Among the fascinating features on dwarf planet Ceres is an intriguing mountain protruding from a relatively smooth area. Scientists estimate that this structure rises about 5km above the surface. Nasa's Dawn spacecraft took this image from an altitude of 4,400km NASA/JPL-Caltech/UCLA/MPS/DLR/IDA

Dwarf planet Ceres continues to puzzle scientists throwing more mysteries as spacecraft Dawn zooms in. This time, it is a pyramid-shaped peak towering over a relatively flat landscape that has scientists and amateurs agog.

The steep cone rises about 5km above the surrounding landscape and belies any explanation.

Terrestrial mountains are the product of volcanoes or plate tectonics, while the ones on Moon and Mars came into being at the centres of craters formed by meteorite impacts.

The mountain on Ceres doesn't fit in any of these descriptions.

Ceres has numerous craters of varying sizes, many with central peaks with evidence of past activity including flows, landslides and collapsed structures.

But the 'pyramid mountain' stands on flat land.

Some suggestions are that the edge of the crater it possibly occupies has been smoothened by geyser deposits from below the surface.

More will be revealed as Dawn approached Ceres closer still in August when it will be 1450km from the surface.

Currently it orbits at about 4,400km above Ceres.

"The surface of Ceres has revealed many interesting and unique features. For example, icy moons in the outer solar system have craters with central pits, but on Ceres central pits in large craters are much more common. These and other features will allow us to understand the inner structure of Ceres that we cannot sense directly," said Carol Raymond, deputy principal investigator for the Dawn mission, based at Nasa's Jet Propulsion Laboratory in Pasadena, California.

Ice or salt

The latest images of the asteroid also show more details of the mysterious bright spots at the bottoms of several craters.

The brightest spots located inside a crater have been resolved to reveal at least eight distinct points of light.

Dawn's visible and infrared mapping spectrometer can identify specific minerals present on Ceres by studying the reflected light spectra.

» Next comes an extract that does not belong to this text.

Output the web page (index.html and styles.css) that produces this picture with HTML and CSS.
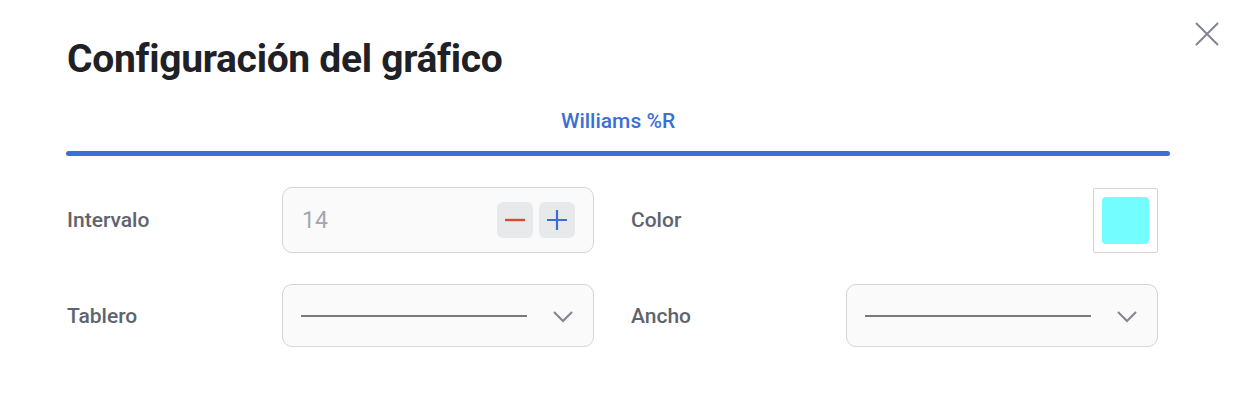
FILE: index.html
```html
<!DOCTYPE html>
<html lang="es">
<head>
<meta charset="utf-8">
<link rel="stylesheet" href="styles.css">
</head>
<body>
<div class="modal">
  <button class="close" aria-label="Cerrar">
    <svg width="24" height="24" viewBox="0 0 24 24"><path d="M1 1L23 23M23 1L1 23" stroke="#80858f" stroke-width="2" fill="none"/></svg>
  </button>
  <h1 class="title">Configuración del gráfico</h1>
  <div class="tabs">
    <div class="tab">Williams %R</div>
    <div class="tab-bar"></div>
  </div>
  <div class="fields">
    <div class="field">
      <div class="label">Intervalo</div>
      <div class="box stepper">
        <span class="value">14</span>
        <div class="btns">
          <button class="step"><svg width="20" height="20" viewBox="0 0 20 20"><path d="M0 10H20" stroke="#d24f2e" stroke-width="2.4"/></svg></button>
          <button class="step"><svg width="20" height="20" viewBox="0 0 20 20"><path d="M0 10H20M10 0V20" stroke="#3d6fd2" stroke-width="2.2"/></svg></button>
        </div>
      </div>
    </div>
    <div class="field">
      <div class="label">Color</div>
      <div class="color-cell"><div class="color-box"><div class="swatch"></div></div></div>
    </div>
    <div class="field short">
      <div class="label">Tablero</div>
      <div class="box select">
        <span class="line"></span>
        <svg class="chev" width="20" height="12" viewBox="0 0 20 12"><path d="M1 1L10 10L19 1" stroke="#80858f" stroke-width="2" fill="none"/></svg>
      </div>
    </div>
    <div class="field short">
      <div class="label">Ancho</div>
      <div class="box select">
        <span class="line"></span>
        <svg class="chev" width="20" height="12" viewBox="0 0 20 12"><path d="M1 1L10 10L19 1" stroke="#80858f" stroke-width="2" fill="none"/></svg>
      </div>
    </div>
  </div>
</div>
</body>
</html>
```

FILE: styles.css
```css
* { box-sizing: border-box; }
html, body { margin: 0; padding: 0; background: #fff; }
body { font-family: Roboto, "Noto Sans", sans-serif; }
.modal {
  position: relative;
  width: 1244px;
  height: 400px;
  padding: 34px 74px 0 66px;
}
.close {
  position: absolute;
  top: 22px;
  left: 1195px;
  width: 24px;
  height: 24px;
  padding: 0;
  border: 0;
  background: none;
}
.close svg { display: block; }
.title {
  margin: 0 0 0 1px;
  font-size: 39px;
  line-height: 50px;
  font-weight: 700;
  color: #1f2126;
  letter-spacing: -0.3px;
}
.tabs {
  margin-top: 26px;
  display: flex;
  flex-direction: column;
  align-items: center;
}
.tab {
  font-size: 21px;
  font-weight: 500;
  color: #3b6fd5;
  line-height: 22px;
  height: 41px;
}
.tab-bar {
  width: 100%;
  height: 5px;
  border-radius: 3px;
  background: #3b6fd5;
}
.fields {
  margin-top: 31px;
  margin-left: 1px;
  display: grid;
  grid-template-columns: 527px 527px;
  column-gap: 37px;
  row-gap: 31px;
}
.field {
  display: grid;
  grid-template-columns: 215px 312px;
  align-items: center;
  height: 66px;
}
.field.short { height: 63px; }
.label {
  font-size: 21px;
  font-weight: 500;
  color: #5e636d;
}
.box {
  height: 100%;
  border: 1px solid #d4d5d8;
  border-radius: 10px;
  background: #fafafa;
  display: flex;
  align-items: center;
  justify-content: space-between;
}
.stepper { padding: 0 18px 0 19px; }
.value {
  font-size: 23px;
  color: #a3a7ae;
}
.btns { display: flex; gap: 6px; }
.step {
  width: 36px;
  height: 36px;
  border: 0;
  border-radius: 6px;
  background: #e8e9eb;
  padding: 0;
  display: flex;
  align-items: center;
  justify-content: center;
}
.step svg { display: block; }
.color-cell { display: flex; justify-content: flex-end; }
.color-box {
  width: 65px;
  height: 65px;
  border: 1px solid #d4d5d8;
  border-radius: 2px;
  padding: 8px;
  background: #fff;
}
.swatch {
  width: 100%;
  height: 100%;
  border-radius: 4px;
  background: #74fdfe;
}
.select { padding: 0 20px 0 18px; }
.line {
  display: block;
  width: 226px;
  height: 2px;
  background: #7a7a7a;
}
.chev { display: block; margin-top: 2px; }
```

This will determine if the spots are made of salt or ice or some other mineral.

Ceres shows more remnants of activity than the protoplanet Vesta, which Dawn studied intensively for 14 months in 2011 and 2012.

Dawn is the first mission to visit a dwarf planet, and the first to orbit two distinct solar system targets. It studied giant asteroid Vesta for 14 months in 2011 and 2012, and arrived at Ceres on 6 March 2015.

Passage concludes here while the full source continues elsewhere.